Section 1 covers the engineering economic aspects of a process, including the
material needed for the Fundamentals of Engineering (FE or EIT) exam required as
the first step toward professional registration.
Section 2 looks at the common features of all processes and explains how and why
we choose the operating conditions in a process. This section also includes some
guidelines for preliminary process design.
Section 3 focuses on the performance of existing processes and equipment. This
material is substantially different from that found in most textbooks. We consider
equipment that is already built and operating and show how to analyze, evaluate,
and modify the performance of the system, including process troubleshooting to
determine the cause of a process upset.
Section 4 looks at the synthesis of a chemical process. The minimum information
required to simulate a process is covered as are the basics of using a process
simulator. This section also covers process optimization and heat integration
Section 5 addresses the role of the professional engineer in society. Separate
chapters on ethics and professionalism; health, safety, and the environment;
and oral and written communication cover topics crucial to an engineer's success but
sometimes overlooked in design courses. An entire chapter is devoted to addressing
some of the common mistakes that students make in written
Finally, three appendices are included. Appendix A gives a series of cost charts for
equipment. This cost information is also included in the CAPCOSTę program for
evaluating fixed capital investment introduced in Chapter 2. Appendix B gives the
preliminary design information for four chemical processes: dimethyl ether, acrylic
acid, acetone, and heptenes production. This information is used in many of the end-
of-chapter problems in the book. These processes can also be used as the starting
point for more detailed analyses, for example, optimization studies. Appendix C
gives six case study problems suitable for individual or group design projects.

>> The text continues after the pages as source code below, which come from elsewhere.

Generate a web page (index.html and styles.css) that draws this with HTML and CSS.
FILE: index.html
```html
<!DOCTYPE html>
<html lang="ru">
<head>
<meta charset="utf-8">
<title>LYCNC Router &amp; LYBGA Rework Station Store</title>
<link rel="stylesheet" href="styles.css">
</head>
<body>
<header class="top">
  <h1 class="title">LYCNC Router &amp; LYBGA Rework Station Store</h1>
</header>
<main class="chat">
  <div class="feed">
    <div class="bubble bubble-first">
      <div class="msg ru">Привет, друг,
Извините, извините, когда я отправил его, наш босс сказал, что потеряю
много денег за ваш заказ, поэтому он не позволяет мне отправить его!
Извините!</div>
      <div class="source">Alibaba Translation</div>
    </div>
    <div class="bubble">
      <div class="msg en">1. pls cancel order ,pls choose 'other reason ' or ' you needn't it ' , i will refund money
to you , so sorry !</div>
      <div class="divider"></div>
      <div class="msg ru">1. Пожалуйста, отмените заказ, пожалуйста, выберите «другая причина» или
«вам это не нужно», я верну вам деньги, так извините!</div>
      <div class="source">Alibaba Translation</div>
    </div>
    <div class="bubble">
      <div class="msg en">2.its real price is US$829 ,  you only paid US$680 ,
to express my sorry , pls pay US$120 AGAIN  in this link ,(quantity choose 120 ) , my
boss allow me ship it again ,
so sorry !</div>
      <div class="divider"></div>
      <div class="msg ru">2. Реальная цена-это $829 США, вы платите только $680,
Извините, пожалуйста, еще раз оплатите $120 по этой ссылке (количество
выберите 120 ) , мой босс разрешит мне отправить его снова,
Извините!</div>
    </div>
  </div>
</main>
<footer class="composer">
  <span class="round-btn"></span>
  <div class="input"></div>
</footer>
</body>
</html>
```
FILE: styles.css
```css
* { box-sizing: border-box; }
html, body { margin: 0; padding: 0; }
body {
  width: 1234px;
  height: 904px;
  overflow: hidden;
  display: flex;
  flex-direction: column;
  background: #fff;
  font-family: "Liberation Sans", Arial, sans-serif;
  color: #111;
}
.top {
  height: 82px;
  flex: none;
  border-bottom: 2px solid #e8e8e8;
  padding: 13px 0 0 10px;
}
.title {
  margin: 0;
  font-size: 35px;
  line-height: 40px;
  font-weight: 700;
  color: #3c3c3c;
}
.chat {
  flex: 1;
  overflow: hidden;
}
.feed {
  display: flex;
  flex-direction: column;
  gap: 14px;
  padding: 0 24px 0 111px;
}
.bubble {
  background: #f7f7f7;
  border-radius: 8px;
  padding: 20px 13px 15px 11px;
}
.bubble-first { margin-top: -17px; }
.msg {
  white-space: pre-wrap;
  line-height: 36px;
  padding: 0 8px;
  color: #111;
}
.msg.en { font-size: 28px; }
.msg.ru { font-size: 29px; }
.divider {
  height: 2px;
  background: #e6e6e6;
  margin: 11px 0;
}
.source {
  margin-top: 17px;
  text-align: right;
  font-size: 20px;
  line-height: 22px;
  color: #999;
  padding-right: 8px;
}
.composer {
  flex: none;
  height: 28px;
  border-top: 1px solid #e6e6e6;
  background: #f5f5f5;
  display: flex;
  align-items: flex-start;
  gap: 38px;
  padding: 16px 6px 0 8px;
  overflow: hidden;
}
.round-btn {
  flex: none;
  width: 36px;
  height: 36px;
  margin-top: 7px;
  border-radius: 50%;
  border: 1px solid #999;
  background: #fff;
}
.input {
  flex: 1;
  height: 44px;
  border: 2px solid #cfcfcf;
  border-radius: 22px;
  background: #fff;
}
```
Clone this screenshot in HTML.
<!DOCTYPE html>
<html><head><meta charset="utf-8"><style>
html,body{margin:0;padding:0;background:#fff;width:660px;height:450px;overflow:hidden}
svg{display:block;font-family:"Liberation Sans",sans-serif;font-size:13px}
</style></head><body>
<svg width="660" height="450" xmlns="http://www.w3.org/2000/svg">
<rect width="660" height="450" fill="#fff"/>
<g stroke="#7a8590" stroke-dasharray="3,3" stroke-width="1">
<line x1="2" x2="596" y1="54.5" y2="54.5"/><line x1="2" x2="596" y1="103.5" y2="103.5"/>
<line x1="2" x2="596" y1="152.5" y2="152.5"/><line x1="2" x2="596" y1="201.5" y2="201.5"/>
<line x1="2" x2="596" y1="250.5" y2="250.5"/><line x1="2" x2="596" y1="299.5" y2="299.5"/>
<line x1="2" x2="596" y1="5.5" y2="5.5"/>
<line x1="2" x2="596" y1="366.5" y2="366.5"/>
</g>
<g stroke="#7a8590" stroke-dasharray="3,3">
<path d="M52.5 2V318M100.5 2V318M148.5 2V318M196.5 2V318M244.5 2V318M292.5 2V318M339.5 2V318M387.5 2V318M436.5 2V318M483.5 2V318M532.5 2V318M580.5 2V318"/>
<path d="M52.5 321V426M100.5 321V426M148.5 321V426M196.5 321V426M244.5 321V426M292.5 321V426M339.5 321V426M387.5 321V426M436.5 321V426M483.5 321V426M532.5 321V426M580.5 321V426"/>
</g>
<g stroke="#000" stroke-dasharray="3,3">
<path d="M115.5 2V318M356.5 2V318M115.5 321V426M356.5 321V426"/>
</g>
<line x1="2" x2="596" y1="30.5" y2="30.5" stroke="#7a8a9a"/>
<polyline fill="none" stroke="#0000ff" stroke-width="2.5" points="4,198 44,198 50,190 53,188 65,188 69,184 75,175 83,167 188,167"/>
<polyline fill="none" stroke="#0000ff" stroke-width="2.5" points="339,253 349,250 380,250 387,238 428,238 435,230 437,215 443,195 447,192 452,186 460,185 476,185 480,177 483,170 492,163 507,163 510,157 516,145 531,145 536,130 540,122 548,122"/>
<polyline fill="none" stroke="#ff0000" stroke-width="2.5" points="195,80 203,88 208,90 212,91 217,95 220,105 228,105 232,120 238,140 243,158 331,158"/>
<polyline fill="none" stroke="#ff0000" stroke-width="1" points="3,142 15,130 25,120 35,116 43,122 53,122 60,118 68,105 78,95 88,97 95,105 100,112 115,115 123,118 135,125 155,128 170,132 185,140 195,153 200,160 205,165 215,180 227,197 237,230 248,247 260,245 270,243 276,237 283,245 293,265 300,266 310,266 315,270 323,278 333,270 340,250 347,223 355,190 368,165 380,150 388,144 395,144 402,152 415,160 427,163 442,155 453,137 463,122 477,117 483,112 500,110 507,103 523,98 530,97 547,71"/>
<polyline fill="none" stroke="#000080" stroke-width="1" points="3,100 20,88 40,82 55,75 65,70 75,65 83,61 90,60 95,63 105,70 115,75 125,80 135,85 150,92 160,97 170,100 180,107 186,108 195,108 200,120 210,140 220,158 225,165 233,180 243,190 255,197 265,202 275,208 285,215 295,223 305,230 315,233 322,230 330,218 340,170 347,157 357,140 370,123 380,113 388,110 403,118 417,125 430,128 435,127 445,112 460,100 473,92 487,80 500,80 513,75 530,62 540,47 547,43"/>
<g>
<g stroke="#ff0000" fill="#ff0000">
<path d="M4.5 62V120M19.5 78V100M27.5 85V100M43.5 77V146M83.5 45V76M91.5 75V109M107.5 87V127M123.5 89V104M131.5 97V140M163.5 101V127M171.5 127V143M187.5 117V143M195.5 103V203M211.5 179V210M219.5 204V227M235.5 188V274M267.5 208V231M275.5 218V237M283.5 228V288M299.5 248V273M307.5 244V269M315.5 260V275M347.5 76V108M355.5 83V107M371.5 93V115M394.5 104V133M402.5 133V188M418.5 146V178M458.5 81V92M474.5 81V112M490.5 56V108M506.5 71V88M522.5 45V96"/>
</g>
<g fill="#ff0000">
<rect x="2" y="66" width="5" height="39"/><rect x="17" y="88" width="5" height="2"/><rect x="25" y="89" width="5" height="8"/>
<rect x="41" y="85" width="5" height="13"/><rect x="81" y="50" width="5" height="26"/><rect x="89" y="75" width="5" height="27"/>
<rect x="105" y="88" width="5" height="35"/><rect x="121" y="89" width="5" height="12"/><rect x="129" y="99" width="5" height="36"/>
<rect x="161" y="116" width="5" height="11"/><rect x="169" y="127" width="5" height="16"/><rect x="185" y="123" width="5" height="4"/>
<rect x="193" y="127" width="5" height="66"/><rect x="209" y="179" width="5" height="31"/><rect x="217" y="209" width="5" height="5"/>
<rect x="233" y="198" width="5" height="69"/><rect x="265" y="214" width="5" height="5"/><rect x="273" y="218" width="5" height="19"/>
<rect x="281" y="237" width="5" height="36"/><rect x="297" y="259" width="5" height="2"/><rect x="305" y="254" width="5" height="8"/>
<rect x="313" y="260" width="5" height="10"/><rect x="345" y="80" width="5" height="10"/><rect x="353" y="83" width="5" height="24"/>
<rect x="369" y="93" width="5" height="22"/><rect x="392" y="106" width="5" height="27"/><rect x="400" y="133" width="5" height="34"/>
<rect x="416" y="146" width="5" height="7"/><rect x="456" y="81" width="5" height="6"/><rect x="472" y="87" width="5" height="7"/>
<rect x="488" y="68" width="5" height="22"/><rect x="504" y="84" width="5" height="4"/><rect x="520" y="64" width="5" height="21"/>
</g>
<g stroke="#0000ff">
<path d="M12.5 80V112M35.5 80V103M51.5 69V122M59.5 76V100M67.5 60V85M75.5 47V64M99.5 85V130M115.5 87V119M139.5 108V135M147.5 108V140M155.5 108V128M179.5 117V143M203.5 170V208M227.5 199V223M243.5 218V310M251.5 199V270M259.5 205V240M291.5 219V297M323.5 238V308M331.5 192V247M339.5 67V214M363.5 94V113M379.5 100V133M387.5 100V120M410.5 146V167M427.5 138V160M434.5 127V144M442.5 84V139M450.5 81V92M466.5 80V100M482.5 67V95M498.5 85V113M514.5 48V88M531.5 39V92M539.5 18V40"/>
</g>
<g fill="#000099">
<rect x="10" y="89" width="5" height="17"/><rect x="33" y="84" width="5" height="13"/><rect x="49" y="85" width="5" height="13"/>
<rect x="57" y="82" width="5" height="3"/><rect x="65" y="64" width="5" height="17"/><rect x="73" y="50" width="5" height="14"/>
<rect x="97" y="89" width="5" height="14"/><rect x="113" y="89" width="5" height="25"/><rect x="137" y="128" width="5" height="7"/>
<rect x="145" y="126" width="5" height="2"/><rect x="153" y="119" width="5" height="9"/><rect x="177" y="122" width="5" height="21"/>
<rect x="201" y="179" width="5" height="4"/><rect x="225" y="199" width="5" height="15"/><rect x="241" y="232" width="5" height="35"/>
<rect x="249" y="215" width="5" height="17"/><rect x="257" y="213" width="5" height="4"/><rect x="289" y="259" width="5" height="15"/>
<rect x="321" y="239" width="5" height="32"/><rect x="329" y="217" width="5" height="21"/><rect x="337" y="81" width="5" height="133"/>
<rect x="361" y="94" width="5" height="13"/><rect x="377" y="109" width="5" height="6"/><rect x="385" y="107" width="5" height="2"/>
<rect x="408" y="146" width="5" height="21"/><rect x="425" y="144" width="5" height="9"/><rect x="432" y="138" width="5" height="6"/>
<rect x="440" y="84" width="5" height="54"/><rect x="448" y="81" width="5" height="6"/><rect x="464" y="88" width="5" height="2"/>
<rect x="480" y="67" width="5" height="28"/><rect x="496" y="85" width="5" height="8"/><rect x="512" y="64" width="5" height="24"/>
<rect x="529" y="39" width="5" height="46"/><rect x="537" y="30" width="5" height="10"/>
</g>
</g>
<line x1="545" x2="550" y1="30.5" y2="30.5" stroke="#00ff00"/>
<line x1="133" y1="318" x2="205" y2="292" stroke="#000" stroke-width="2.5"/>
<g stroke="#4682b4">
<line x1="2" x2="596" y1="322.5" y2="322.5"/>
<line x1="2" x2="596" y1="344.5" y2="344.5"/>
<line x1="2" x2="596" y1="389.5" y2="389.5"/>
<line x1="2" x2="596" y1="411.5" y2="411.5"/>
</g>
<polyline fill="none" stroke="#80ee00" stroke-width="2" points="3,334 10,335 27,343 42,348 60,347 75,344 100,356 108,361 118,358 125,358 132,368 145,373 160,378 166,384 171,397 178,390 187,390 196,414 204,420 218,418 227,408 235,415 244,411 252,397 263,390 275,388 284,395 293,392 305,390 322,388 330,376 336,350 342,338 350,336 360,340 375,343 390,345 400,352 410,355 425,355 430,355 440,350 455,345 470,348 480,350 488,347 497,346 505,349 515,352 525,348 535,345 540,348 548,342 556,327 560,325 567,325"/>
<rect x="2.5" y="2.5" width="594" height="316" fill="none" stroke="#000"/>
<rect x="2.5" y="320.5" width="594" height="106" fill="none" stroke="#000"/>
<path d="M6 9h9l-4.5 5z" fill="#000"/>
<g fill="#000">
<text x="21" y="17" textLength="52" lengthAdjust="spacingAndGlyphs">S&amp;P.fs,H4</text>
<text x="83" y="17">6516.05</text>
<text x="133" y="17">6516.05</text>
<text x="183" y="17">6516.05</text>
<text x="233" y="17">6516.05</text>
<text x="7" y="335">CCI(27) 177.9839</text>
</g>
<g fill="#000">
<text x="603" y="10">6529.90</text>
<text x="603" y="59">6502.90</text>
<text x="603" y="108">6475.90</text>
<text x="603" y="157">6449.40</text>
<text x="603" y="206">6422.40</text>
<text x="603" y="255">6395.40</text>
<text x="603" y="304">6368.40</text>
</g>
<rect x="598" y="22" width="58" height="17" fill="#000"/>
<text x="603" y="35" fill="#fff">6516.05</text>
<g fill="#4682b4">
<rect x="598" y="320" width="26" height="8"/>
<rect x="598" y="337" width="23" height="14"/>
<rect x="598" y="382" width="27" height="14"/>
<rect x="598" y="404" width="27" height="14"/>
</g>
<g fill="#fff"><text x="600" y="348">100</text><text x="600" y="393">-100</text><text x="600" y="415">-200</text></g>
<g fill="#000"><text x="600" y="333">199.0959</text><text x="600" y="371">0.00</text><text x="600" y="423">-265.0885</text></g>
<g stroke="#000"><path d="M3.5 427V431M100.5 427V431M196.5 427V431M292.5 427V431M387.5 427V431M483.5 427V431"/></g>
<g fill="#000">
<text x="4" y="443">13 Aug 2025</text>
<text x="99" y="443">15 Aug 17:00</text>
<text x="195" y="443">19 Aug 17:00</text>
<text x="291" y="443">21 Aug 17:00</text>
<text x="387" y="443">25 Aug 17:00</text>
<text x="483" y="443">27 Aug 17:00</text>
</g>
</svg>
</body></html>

For a one-term design course, we recommend including the following core:
- Chapter 1
- Section 2 (Chapters 6-9)
- Chapter 17
- Chapter 18
- Section 5 (Chapters 20-23)
For programs in which engineering economics is not a prerequisite to the design
course, Chapters 2 through 5 should also be included. If students have previously
covered engineering economics, Chapter 19 (Optimization) could be substituted.
For the second term of a two-term sequence, we recommend Chapters 10 through 14
(and Chapter 19 if not included in the first design course) plus design projects. If
time permits, we strongly recommend Chapter 15 (Regulating Process Conditions)
and Chapter 16 (Process Troubleshooting), as these tend to solidify as well as to
extend the concepts of Chapters 10 through 14. Section 3 (Chapters 10-16) addresses
the analysis of existing processes and mirrors the type of work that an entry-level
process engineer will encounter in the first few years of employment at a chemical
The chapters, however, can be covered in many different sequences, depending on
the background of the students entering the design course. At West Virginia
University, for example, we cover Chapters 1, 10-16, 2-5, 19, 21, and 20 (in that
order) because the students have covered the material of Chapters 6-9, 17, 18, much
of 19, 22, and 23 in prerequisite courses. The second semester is devoted almost
entirely to a large-group design project. In addition, during the two-semester
sequence, we give our students a sequence of individual design projects. Some
examples of these projects are given in Appendix C. Additional projects are
available from the authors. Projects C.1, C.3, and C.5 cover the analysis of existing
processes and should not be assigned without some coverage of Section 3. The other
projects (C.2, C.4, and C.6) are open-ended design projects for new processes. These
can be given as individual or small-group projects
We have found that the most effective way both to enhance and to examine student
progress is through oral presentations in addition to the submission of written reports.
During these oral presentations, individual students or a student group defend their
results to a faculty panel.
As design is at its essence a creative, dynamic, challenging, and iterative activity,
we welcome feedback on and encourage experimentation with this design textbook.
We hope that students and faculty will find the excitement in teaching and learning
engineering design that has sustained us over the years.
Finally, we would like to thank those people who have been instrumental to the
successful completion of this book. First, thanks are given to all the undergraduate
chemical engineering students at West Virginia University over the years,
particularly during the period 1987-1997. Their feedback and criticism have been a
constant source of ideas and stimulation. Second, we would like to thank those
people who have read, criticized, and used parts of this text in the course of its
preparation. In particular, we would like to recognize Dr. Mark Stadtherr of the
University of Notre Dame and Dr. Susan Montgomery of the University of Michigan
for their helpful criticism and support. Finally, on a personal note we (RT, RCB, and
WBW) would like to thank our long suffering wives (Becky, Judy, and Patricia) for
their continued support, love, and patience throughout this prolonged endeavor.